A practical governance model includes an executive steering committee, a process harmonization council, a data governance board, and a regional readiness forum. This structure allows strategic decisions, operational design choices, and site-level execution issues to be managed at the right level. It also improves implementation observability by linking program reporting to business outcomes such as order cycle time, inventory accuracy, billing timeliness, and service continuity.
Executives should also be realistic about tradeoffs. Full standardization may reduce local flexibility. Faster rollout may increase adoption risk. Heavy customization may satisfy one region but weaken cloud upgradeability and enterprise scalability. Strong governance does not eliminate these tradeoffs; it makes them explicit and manageable.

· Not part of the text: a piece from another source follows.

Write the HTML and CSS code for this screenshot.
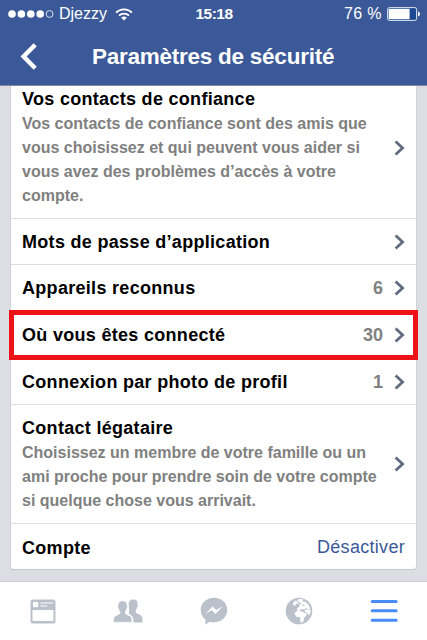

What better workflow standardization delivers after go-live
When logistics ERP adoption planning is executed well, the organization gains more than system utilization. It gains a more coherent operating model. Regional sites process transactions with greater consistency, enterprise reporting becomes more reliable, onboarding of new facilities becomes faster, and leadership can manage performance through common metrics rather than local interpretations.
The long-term value is operational modernization. Standardized workflows create a stronger base for automation, analytics, AI-driven exception management, and future acquisitions. They also reduce the cost of maintaining fragmented local practices. For enterprise leaders, that is the real ROI of ERP implementation: not simply replacing legacy tools, but building scalable operational infrastructure for connected growth.
For SysGenPro, the implementation mandate in logistics is therefore clear. Adoption planning must be treated as enterprise deployment orchestration, cloud migration governance, and organizational enablement working together. That is how regional ERP rollouts move from software deployment to durable workflow standardization.